## Problem description
Select the lines of the records containing the word "with" and list them.

## Recorded data
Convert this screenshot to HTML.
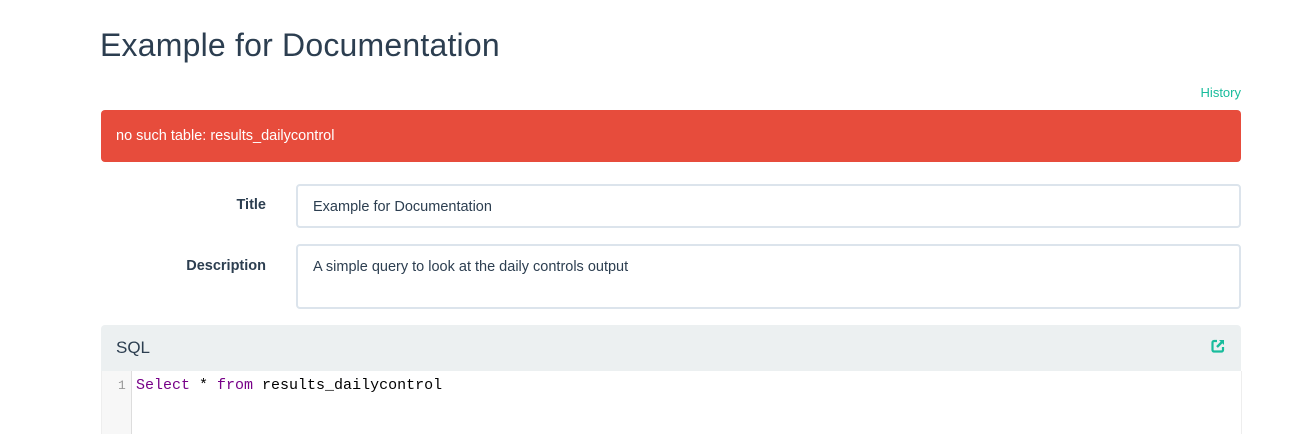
<!DOCTYPE html>
<html><head><style>
body{margin:0;background:#fff;font-family:"Liberation Sans",sans-serif;color:#2c3e50;width:1309px;height:434px;overflow:hidden;position:relative}
.a{position:absolute}
</style></head><body>
<div class="a" style="left:100px;top:27px;font-size:32px;color:#2c3e50;letter-spacing:0.2px">Example for Documentation</div>
<div class="a" style="right:68px;top:85px;font-size:13px;color:#18bc9c">History</div>
<div class="a" style="left:101px;top:110px;width:1140px;height:52px;background:#e74c3c;border-radius:4px"></div>
<div class="a" style="left:116px;top:128px;font-size:14.5px;color:#fff">no such table: results_dailycontrol</div>
<div class="a" style="left:150px;width:116px;text-align:right;top:197px;font-size:14.5px;font-weight:bold">Title</div>
<div class="a" style="left:296px;top:184px;width:941px;height:40px;border:2px solid #dce4ec;border-radius:4px"></div>
<div class="a" style="left:313px;top:199px;font-size:14.5px">Example for Documentation</div>
<div class="a" style="left:150px;width:116px;text-align:right;top:258px;font-size:14.5px;font-weight:bold">Description</div>
<div class="a" style="left:296px;top:244px;width:941px;height:61px;border:2px solid #dce4ec;border-radius:4px"></div>
<div class="a" style="left:313px;top:259px;font-size:14.5px">A simple query to look at the daily controls output</div>
<div class="a" style="left:101px;top:325px;width:1140px;height:46px;background:#ecf0f1;border-radius:4px 4px 0 0"></div>
<div class="a" style="left:116px;top:338px;font-size:17px">SQL</div>
<svg class="a" style="left:1211px;top:339px" width="14" height="14" viewBox="0 0 14 14"><path d="M6 2H3a1.5 1.5 0 0 0-1.5 1.5v7.5A1.5 1.5 0 0 0 3 12.5h7.5A1.5 1.5 0 0 0 12 11V8" fill="none" stroke="#18bc9c" stroke-width="2.2"/><path d="M8 1h5v5z" fill="#18bc9c"/><path d="M12 2L6 8" stroke="#18bc9c" stroke-width="2.4"/></svg>
<div class="a" style="left:101px;top:371px;width:1139px;height:63px;border-left:1px solid #eee;border-right:1px solid #eee"></div>
<div class="a" style="left:102px;top:371px;width:29px;height:63px;background:#f7f7f7;border-right:1px solid #ddd"></div>
<div class="a" style="left:118px;top:378px;font-family:'Liberation Mono',monospace;font-size:13px;color:#999">1</div>
<div class="a" style="left:136px;top:377px;font-family:'Liberation Mono',monospace;font-size:15px;color:#000;white-space:pre"><span style="color:#708">Select</span> * <span style="color:#708">from</span> results_dailycontrol</div>
</body></html>
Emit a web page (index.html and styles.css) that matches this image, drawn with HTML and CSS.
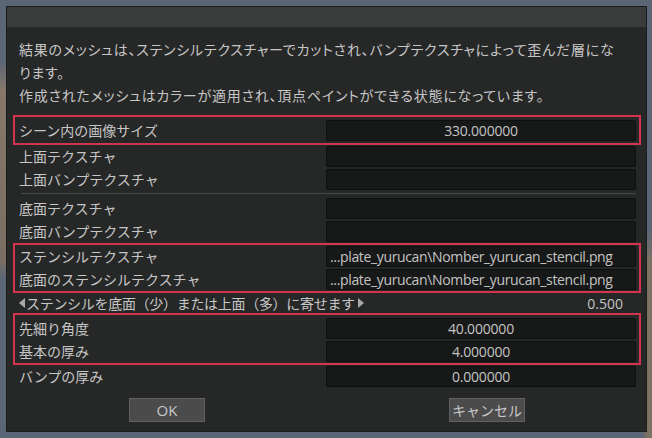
FILE: index.html
```html
<!DOCTYPE html>
<html lang="ja">
<head>
<meta charset="utf-8">
<link rel="stylesheet" href="styles.css">
</head>
<body>
<div class="dialog">
  <div class="titlebar"></div>
  <div class="content">
    <p class="desc">結果のメッシュは、ステンシルテクスチャーでカットされ、バンプテクスチャによって歪んだ層にな<br>ります。<br>作成されたメッシュはカラーが適用され、頂点ペイントができる状態になっています。</p>

    <div class="group hl g1">
      <div class="row"><span class="label">シーン内の画像サイズ</span><span class="field num">330.000000</span></div>
    </div>

    <div class="group">
      <div class="row"><span class="label">上面テクスチャ</span><span class="field"></span></div>
      <div class="row"><span class="label">上面バンプテクスチャ</span><span class="field"></span></div>
    </div>
    <div class="sep"></div>
    <div class="group">
      <div class="row"><span class="label">底面テクスチャ</span><span class="field"></span></div>
      <div class="row"><span class="label">底面バンプテクスチャ</span><span class="field"></span></div>
    </div>

    <div class="group hl">
      <div class="row"><span class="label">ステンシルテクスチャ</span><span class="field path">...plate_yurucan\Nomber_yurucan_stencil.png</span></div>
      <div class="row"><span class="label">底面のステンシルテクスチャ</span><span class="field path">...plate_yurucan\Nomber_yurucan_stencil.png</span></div>
    </div>

    <div class="group">
      <div class="row slider"><span class="label"><i class="tri left"></i>ステンシルを底面（少）または上面（多）に寄せます<i class="tri right"></i></span><span class="sval">0.500</span></div>
    </div>

    <div class="group hl g3">
      <div class="row"><span class="label">先細り角度</span><span class="field num">40.000000</span></div>
      <div class="row"><span class="label">基本の厚み</span><span class="field num">4.000000</span></div>
    </div>

    <div class="group">
      <div class="row"><span class="label">バンプの厚み</span><span class="field num">0.000000</span></div>
    </div>

    <div class="buttons">
      <button class="btn ok">OK</button>
      <button class="btn">キャンセル</button>
    </div>
  </div>
</div>
</body>
</html>
```

FILE: styles.css
```css
html, body {
  margin: 0;
  padding: 0;
}
body {
  width: 652px;
  height: 438px;
  overflow: hidden;
  background:
    linear-gradient(to bottom, transparent 60px, #86776a 90px, #7a6e62 260px, transparent 280px) left top / 7px 100% no-repeat,
    linear-gradient(to bottom, transparent 230px, #7b7264 260px) right top / 6px 100% no-repeat,
    linear-gradient(to right, #5a6576 0, #5a6576 640px, #7b7264 650px) left bottom / 100% 6px no-repeat,
    #5a6576;
  padding: 6px 0 0 6px;
  box-sizing: border-box;
  font-family: "Noto Sans CJK JP", "Noto Sans", sans-serif;
  color: #c6c6c6;
}
.dialog {
  width: 641px;
  height: 426px;
  box-sizing: border-box;
  border: 1px solid #1b1c1c;
  background: #262727;
  display: flex;
  flex-direction: column;
}
.titlebar {
  height: 20px;
  background: #3a3b3b;
  flex: none;
}
.content {
  padding: 0 5px 0 6px;
}
.desc {
  margin: 11px 0 8px 6px;
  font-size: 14px;
  line-height: 23px;
  white-space: nowrap;
  font-feature-settings: "palt";
  letter-spacing: 0.75px;
}
.group {
  border-left: 2px solid transparent;
  border-right: 2px solid transparent;
  padding: 0 3px 0 4px;
}
.group.hl {
  border: 2px solid #d3334d;
}
.g1 {
  padding-top: 2px;
  padding-bottom: 1px;
}
.g3 {
  padding-top: 2px;
}
.row {
  display: grid;
  grid-template-columns: minmax(0, 1fr) 310px;
  height: 23px;
  align-items: center;
  font-size: 14px;
}
.label {
  white-space: nowrap;
  line-height: 23px;
}
.field {
  height: 21px;
  box-sizing: border-box;
  background: #171818;
  border: 1px solid #0e0f0f;
  border-radius: 2px;
  font-family: "Open Sans", "Noto Sans", sans-serif;
  font-size: 14px;
  line-height: 19px;
  color: #c4c4c4;
  overflow: hidden;
  white-space: nowrap;
}
.num {
  text-align: center;
  letter-spacing: -0.2px;
}
.path {
  padding-left: 3px;
  letter-spacing: -0.35px;
}
.sep {
  height: 1px;
  background: #474848;
  margin: 2px 5px 3px 8px;
}
.slider {
  height: 20px;
}
.slider .label {
  display: flex;
  align-items: center;
  line-height: 20px;
  letter-spacing: -0.3px;
}
.tri {
  display: inline-block;
  flex: none;
  width: 0;
  height: 0;
  border-top: 5px solid transparent;
  border-bottom: 5px solid transparent;
}
.tri.left {
  border-right: 6px solid #a9a9a9;
  margin-right: 1px;
}
.tri.right {
  border-left: 6px solid #a9a9a9;
  margin-left: 3px;
}
.sval {
  text-align: right;
  padding-right: 13px;
  font-family: "Open Sans", "Noto Sans", sans-serif;
  font-size: 14px;
  color: #c4c4c4;
}
.buttons {
  display: flex;
  justify-content: center;
  gap: 244px;
  margin-top: 10px;
}
.btn {
  width: 76px;
  height: 24px;
  padding: 0;
  background: #4b4b4b;
  border: 1px solid #616161;
  border-radius: 0;
  color: #c8c8c8;
  font-family: "Noto Sans CJK JP", sans-serif;
  font-size: 14px;
  line-height: 20px;
  white-space: nowrap;
}
.btn.ok {
  font-family: "Open Sans", sans-serif;
  font-size: 15px;
}
```
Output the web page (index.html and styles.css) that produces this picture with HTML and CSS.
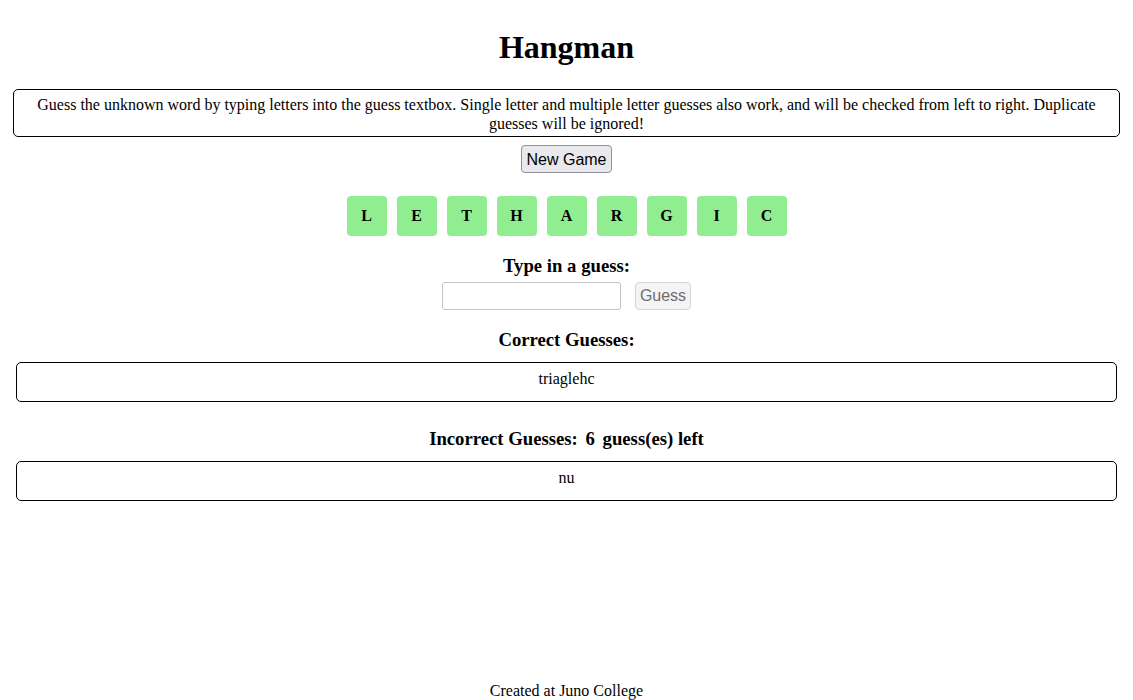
FILE: index.html
```html
<!DOCTYPE html>
<html lang="en">
<head>
<meta charset="utf-8">
<title>Hangman</title>
<link rel="stylesheet" href="styles.css">
</head>
<body>
<div class="page">
  <header class="header">
    <h1 class="title">Hangman</h1>
  </header>
  <main class="main">
    <p class="instructions">Guess the unknown word by typing letters into the guess textbox. Single letter and multiple letter guesses also work, and will be checked from left to right. Duplicate guesses will be ignored!</p>
    <button class="btn new-game" type="button">New Game</button>
    <ul class="tiles">
      <li class="tile">L</li>
      <li class="tile">E</li>
      <li class="tile">T</li>
      <li class="tile">H</li>
      <li class="tile">A</li>
      <li class="tile">R</li>
      <li class="tile">G</li>
      <li class="tile">I</li>
      <li class="tile">C</li>
    </ul>
    <form class="guess-form">
      <label class="section-title guess-label" for="guess">Type in a guess:</label>
      <div class="guess-row">
        <input class="guess-input" id="guess" type="text">
        <button class="btn guess-btn" type="submit" disabled>Guess</button>
      </div>
    </form>
    <h3 class="section-title correct-title">Correct Guesses:</h3>
    <div class="result-box">triaglehc</div>
    <h3 class="section-title incorrect-title">Incorrect Guesses: <span class="count">6</span> guess(es) left</h3>
    <div class="result-box">nu</div>
  </main>
  <footer class="footer">Created at Juno College</footer>
</div>
</body>
</html>
```

FILE: styles.css
```css
html, body {
  margin: 0;
  padding: 0;
  background: #ffffff;
}

body {
  font-family: "Liberation Serif", "Times New Roman", serif;
  font-size: 16px;
  color: #000000;
}

.page {
  min-height: 100vh;
  box-sizing: border-box;
  padding: 0 8px;
  display: flex;
  flex-direction: column;
  align-items: stretch;
  text-align: center;
}

.header {
  display: flex;
  justify-content: center;
}

.title {
  margin: 29px 0 0;
  font-size: 32px;
  font-weight: bold;
  line-height: 36px;
}

.main {
  display: flex;
  flex-direction: column;
  align-items: center;
}

.instructions {
  align-self: stretch;
  margin: 24px 5px 0;
  padding: 5px 10px 3px;
  border: 1px solid #000000;
  border-radius: 5px;
  line-height: 19px;
}

.btn {
  font-family: "Liberation Sans", Arial, sans-serif;
  font-size: 16px;
  line-height: 18px;
  padding: 4px 4px;
  border-radius: 4px;
}

.new-game {
  margin-top: 8px;
  height: 28px;
  padding: 5px 4px 3px;
  background: #e9e9ed;
  border: 1px solid #8f8f9d;
  color: #000000;
}

.tiles {
  list-style: none;
  margin: 23px 0 0;
  padding: 0;
  display: flex;
  gap: 10px;
}

.tile {
  width: 40px;
  height: 40px;
  border-radius: 4px;
  background: #90ee90;
  display: flex;
  align-items: center;
  justify-content: center;
  font-weight: bold;
  font-size: 16px;
}

.guess-form {
  margin-top: 19px;
  display: flex;
  flex-direction: column;
  align-items: center;
}

.section-title {
  display: block;
  font-size: 18.72px;
  font-weight: bold;
  line-height: 22px;
}

.guess-row {
  margin-top: 5px;
  display: flex;
  gap: 14px;
}

.guess-input {
  width: 179px;
  height: 28px;
  box-sizing: border-box;
  border: 1px solid #c3c3c8;
  border-radius: 3px;
  padding: 2px 4px;
  font-size: 16px;
}

.guess-btn {
  height: 28px;
  padding: 4px 4px;
  background: #f4f4f6;
  border: 1px solid #d2d2d8;
  color: #6d6d6d;
}

.correct-title {
  margin: 19px 0 0;
}

.incorrect-title {
  margin: 26px 0 0;
}

.count {
  margin: 0 3px;
}

.result-box {
  align-self: stretch;
  margin: 11px 8px 0;
  box-sizing: border-box;
  height: 40px;
  padding: 7px 10px 0;
  border: 1px solid #000000;
  border-radius: 5px;
  line-height: 18px;
}

.footer {
  margin-top: auto;
  line-height: 18px;
}
```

## Answer to the task
Emit a web page (index.html and styles.css) that matches this image, drawn with HTML and CSS.
Output the web page (index.html and styles.css) that produces this picture with HTML and CSS.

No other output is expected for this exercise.